··· Exercise input
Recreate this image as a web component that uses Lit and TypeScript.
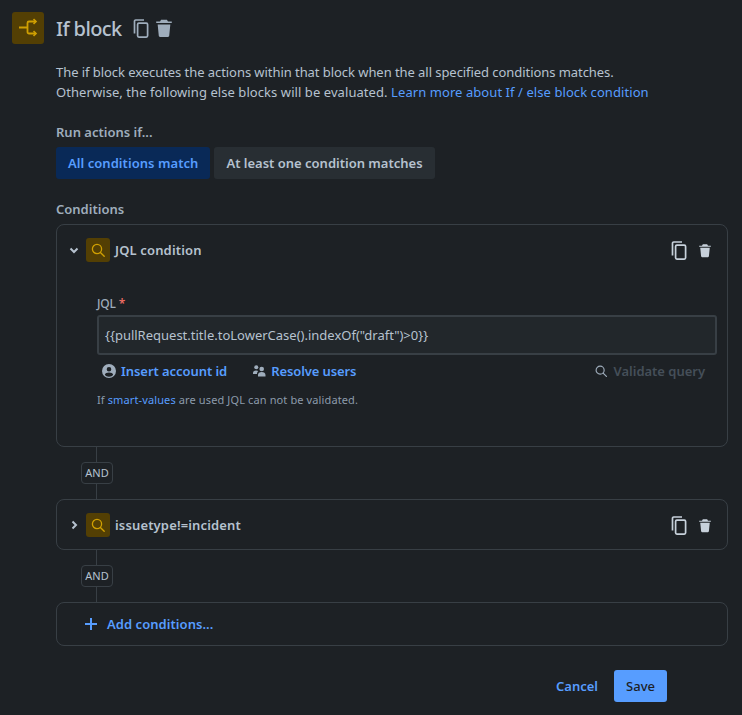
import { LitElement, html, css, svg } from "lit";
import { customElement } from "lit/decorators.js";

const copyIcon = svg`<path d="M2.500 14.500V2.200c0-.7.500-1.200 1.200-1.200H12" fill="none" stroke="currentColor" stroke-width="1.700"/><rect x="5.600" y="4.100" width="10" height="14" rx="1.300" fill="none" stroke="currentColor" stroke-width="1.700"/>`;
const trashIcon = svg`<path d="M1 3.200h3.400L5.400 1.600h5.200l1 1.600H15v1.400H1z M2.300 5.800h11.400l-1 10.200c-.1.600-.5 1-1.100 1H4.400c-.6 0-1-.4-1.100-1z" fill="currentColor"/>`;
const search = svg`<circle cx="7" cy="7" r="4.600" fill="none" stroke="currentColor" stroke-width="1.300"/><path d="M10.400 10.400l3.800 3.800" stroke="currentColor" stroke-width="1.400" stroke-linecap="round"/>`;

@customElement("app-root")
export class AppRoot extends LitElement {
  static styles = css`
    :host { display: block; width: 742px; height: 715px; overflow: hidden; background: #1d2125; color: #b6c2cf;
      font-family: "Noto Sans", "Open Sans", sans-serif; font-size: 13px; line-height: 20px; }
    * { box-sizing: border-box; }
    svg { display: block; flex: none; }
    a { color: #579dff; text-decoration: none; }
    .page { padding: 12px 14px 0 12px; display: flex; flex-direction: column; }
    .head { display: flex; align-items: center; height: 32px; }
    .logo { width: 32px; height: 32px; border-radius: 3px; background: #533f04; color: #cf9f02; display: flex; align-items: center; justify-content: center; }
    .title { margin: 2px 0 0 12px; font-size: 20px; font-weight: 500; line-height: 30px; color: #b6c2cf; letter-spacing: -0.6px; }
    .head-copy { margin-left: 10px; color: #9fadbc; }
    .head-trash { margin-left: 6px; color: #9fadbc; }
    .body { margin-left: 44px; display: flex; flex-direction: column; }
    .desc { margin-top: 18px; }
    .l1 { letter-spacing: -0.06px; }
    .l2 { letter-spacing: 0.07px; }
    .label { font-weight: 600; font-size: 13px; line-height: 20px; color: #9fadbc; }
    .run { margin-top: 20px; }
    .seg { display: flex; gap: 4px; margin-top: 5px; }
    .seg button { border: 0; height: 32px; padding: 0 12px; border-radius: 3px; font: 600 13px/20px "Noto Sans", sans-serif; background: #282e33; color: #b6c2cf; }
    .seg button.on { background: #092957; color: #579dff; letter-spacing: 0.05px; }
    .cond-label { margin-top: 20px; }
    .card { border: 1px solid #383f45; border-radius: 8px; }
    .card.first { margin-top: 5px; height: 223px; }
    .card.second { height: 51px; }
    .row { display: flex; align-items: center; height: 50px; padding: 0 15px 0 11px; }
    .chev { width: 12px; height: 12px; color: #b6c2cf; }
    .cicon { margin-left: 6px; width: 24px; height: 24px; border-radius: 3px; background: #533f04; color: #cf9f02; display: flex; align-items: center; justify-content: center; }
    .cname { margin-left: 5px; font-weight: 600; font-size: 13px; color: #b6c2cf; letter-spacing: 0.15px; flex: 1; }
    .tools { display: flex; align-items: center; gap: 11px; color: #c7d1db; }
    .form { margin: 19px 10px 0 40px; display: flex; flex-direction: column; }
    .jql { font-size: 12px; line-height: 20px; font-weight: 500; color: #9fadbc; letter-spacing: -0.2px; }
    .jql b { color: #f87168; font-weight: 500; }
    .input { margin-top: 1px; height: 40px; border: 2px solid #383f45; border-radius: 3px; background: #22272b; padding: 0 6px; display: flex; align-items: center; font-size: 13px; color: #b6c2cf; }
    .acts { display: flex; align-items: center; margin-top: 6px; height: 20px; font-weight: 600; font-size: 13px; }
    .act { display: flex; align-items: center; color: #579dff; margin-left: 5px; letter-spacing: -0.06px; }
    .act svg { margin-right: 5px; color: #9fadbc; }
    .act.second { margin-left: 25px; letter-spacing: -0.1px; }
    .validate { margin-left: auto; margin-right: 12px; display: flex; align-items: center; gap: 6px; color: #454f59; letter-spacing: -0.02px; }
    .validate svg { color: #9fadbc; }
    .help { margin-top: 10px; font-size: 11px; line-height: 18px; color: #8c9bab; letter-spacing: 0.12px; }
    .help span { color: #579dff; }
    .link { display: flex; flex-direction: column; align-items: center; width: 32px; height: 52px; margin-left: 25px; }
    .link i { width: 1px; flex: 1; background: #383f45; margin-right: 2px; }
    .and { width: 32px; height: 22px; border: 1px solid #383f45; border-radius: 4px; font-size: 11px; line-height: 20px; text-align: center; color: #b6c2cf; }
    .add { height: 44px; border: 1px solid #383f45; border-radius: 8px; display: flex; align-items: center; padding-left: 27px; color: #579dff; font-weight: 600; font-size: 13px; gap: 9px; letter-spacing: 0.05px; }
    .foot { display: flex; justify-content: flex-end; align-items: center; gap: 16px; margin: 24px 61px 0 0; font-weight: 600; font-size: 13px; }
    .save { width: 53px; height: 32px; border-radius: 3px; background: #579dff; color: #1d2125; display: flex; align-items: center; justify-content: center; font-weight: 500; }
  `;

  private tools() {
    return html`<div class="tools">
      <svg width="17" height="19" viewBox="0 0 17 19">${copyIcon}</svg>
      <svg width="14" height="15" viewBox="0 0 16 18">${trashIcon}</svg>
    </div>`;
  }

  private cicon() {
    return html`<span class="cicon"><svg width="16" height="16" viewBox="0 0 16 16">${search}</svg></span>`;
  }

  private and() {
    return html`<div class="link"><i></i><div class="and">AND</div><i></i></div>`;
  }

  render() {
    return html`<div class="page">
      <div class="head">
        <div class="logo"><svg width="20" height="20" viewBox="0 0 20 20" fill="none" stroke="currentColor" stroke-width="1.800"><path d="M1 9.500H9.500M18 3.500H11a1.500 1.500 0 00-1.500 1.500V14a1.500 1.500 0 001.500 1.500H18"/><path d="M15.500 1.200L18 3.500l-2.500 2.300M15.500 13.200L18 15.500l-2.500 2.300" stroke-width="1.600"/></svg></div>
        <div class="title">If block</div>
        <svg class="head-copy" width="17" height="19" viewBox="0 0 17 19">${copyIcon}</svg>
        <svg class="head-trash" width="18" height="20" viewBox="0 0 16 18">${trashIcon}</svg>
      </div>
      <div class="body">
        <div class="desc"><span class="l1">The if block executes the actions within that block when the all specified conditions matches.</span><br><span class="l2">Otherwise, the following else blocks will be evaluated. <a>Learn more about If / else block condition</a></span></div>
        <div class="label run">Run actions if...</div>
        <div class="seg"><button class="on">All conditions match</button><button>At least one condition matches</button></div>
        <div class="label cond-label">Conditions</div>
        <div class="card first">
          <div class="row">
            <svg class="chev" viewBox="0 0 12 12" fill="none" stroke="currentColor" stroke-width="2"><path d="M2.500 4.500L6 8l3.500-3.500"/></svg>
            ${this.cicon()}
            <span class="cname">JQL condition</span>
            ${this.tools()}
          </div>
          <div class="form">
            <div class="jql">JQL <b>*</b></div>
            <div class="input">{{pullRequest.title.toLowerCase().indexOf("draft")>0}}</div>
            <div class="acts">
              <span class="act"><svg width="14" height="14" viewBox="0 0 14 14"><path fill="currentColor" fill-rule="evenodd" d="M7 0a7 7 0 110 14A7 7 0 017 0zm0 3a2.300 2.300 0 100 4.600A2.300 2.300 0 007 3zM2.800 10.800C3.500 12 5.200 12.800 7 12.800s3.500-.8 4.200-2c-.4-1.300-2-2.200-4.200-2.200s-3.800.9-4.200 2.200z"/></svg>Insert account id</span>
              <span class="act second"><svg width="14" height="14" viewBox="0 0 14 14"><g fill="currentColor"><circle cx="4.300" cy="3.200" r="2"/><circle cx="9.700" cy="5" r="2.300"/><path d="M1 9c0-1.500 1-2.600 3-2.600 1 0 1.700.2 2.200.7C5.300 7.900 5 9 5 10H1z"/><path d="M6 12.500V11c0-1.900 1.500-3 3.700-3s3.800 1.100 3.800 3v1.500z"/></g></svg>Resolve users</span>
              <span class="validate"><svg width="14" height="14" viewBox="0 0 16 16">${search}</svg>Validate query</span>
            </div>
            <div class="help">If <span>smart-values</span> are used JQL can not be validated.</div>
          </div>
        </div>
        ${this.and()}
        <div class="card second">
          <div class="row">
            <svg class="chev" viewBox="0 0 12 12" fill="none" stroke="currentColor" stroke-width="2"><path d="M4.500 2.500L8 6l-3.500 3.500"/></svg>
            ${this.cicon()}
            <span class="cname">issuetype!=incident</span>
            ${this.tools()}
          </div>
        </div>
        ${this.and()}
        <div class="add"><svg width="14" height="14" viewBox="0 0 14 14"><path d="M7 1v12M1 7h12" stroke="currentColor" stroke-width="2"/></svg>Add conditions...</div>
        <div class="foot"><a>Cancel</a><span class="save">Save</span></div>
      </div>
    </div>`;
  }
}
······
··· Exercise input
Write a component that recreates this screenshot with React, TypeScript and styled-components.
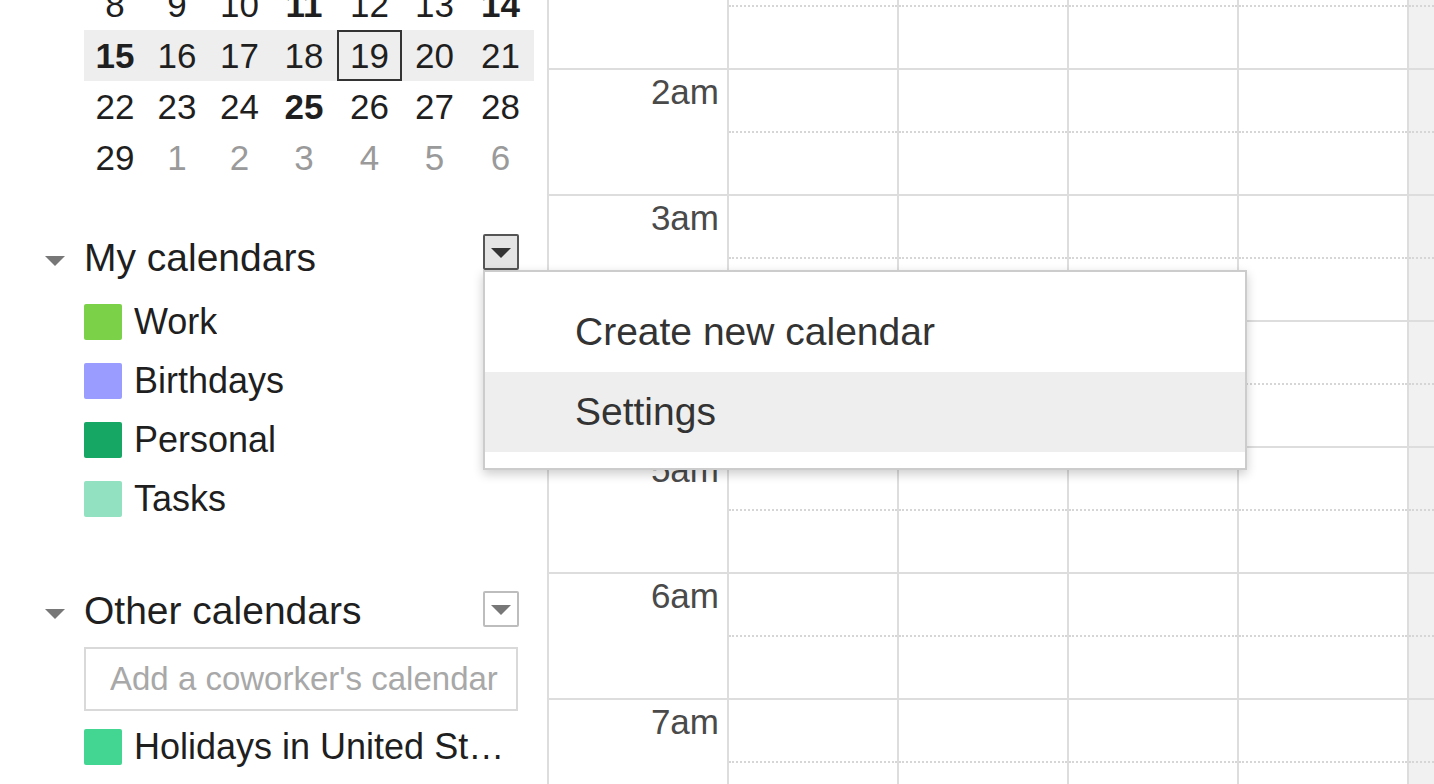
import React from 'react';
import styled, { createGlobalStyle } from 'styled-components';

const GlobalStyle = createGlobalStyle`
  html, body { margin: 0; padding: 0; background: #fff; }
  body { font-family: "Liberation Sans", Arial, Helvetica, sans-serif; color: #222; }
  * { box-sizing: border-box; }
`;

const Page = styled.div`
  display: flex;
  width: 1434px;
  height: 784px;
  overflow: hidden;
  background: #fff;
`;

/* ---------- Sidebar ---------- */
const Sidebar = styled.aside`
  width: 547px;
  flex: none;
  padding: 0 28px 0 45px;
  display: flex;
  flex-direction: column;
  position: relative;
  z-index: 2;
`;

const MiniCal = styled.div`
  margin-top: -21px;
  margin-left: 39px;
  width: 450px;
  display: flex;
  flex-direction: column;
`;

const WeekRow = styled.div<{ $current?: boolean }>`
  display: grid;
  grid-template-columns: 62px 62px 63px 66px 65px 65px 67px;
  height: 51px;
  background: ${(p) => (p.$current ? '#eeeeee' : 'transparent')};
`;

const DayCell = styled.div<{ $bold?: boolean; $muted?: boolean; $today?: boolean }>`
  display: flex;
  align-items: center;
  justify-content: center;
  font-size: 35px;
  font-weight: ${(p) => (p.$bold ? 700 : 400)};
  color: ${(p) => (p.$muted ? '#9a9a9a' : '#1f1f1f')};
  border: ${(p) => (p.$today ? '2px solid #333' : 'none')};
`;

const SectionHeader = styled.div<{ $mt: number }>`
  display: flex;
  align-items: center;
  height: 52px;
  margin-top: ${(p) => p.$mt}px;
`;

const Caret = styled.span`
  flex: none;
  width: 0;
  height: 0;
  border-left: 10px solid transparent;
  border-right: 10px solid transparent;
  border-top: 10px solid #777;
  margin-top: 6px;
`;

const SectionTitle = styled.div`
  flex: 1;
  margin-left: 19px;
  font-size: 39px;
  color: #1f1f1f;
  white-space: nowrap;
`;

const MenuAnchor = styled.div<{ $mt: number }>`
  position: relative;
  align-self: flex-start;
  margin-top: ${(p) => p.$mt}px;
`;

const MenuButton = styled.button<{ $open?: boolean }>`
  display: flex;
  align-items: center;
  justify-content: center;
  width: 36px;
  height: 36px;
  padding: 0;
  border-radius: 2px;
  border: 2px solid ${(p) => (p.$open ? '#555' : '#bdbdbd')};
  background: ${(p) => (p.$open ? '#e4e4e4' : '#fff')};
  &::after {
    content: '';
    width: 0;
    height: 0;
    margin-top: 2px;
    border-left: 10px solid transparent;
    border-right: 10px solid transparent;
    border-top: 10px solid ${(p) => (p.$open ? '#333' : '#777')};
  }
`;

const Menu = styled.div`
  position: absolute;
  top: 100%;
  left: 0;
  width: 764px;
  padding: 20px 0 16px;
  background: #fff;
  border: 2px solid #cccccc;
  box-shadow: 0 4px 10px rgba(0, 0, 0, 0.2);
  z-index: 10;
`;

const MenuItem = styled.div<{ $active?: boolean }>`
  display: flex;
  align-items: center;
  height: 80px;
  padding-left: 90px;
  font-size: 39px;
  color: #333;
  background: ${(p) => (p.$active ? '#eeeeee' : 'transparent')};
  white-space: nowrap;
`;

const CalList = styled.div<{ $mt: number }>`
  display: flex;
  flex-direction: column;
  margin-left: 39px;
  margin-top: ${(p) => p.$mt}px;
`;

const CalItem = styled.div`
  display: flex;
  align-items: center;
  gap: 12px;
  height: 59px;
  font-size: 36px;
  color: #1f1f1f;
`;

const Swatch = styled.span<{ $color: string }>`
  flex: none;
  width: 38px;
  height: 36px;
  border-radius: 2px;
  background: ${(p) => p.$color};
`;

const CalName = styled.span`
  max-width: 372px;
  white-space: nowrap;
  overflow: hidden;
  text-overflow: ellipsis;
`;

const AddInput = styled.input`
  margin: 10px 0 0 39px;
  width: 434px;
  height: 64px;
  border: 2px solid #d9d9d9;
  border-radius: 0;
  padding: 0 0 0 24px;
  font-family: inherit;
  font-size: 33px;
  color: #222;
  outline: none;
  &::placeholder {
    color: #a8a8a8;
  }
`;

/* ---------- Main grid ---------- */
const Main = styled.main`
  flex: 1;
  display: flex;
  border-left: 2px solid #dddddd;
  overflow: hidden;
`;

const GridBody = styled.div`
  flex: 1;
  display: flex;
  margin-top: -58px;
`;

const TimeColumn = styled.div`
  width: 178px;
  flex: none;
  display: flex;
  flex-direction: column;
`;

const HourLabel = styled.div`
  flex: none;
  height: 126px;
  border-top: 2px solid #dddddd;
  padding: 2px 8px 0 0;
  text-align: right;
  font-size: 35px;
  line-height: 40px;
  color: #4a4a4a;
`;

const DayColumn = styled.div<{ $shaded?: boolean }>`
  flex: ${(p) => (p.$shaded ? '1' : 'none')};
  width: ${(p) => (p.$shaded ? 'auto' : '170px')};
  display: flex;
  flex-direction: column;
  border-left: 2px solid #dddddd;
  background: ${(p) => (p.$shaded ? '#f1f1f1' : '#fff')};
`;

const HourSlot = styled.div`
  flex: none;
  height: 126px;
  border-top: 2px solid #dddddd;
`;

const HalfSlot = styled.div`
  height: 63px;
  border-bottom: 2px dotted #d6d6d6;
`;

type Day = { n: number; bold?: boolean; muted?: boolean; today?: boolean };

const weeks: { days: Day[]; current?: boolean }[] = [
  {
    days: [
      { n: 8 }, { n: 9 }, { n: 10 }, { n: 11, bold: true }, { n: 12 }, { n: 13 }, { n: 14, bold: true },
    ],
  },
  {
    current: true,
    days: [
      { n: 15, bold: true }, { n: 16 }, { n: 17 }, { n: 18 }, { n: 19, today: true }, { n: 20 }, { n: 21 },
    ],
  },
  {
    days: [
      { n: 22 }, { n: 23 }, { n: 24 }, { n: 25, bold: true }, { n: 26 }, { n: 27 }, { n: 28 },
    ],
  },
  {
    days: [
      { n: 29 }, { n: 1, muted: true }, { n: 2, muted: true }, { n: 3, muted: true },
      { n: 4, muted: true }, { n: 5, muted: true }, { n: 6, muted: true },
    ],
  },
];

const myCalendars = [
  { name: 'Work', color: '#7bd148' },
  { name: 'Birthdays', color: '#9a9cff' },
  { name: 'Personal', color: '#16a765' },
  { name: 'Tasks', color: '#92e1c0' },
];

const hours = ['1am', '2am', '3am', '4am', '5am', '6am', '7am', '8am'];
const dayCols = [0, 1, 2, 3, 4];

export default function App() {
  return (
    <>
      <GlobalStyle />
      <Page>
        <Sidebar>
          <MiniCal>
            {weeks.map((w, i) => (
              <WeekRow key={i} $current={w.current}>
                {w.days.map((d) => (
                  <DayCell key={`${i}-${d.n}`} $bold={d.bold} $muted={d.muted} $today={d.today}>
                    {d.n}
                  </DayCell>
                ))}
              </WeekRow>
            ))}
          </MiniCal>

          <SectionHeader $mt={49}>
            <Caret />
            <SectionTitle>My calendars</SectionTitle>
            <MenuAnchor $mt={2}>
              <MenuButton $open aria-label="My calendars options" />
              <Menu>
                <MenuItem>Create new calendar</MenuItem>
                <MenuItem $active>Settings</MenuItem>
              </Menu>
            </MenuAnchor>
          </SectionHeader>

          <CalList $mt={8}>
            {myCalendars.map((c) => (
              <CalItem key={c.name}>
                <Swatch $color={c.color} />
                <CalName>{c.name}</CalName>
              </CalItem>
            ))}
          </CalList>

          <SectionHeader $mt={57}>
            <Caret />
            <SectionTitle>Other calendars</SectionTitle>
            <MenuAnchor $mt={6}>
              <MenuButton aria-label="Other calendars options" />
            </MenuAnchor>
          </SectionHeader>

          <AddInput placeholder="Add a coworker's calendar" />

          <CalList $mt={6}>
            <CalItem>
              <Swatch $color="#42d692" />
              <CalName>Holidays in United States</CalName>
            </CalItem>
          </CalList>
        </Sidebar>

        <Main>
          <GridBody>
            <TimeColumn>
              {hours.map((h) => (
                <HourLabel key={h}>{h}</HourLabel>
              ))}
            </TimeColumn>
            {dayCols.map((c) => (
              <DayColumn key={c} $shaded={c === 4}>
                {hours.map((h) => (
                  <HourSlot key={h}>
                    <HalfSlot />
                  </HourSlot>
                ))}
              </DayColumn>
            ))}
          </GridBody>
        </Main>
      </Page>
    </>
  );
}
······
Written task:
Pull out every line of the records that includes the string "TypeScript".

Task response:
Recreate this image as a web component that uses Lit and TypeScript.
Write a component that recreates this screenshot with React, TypeScript and styled-components.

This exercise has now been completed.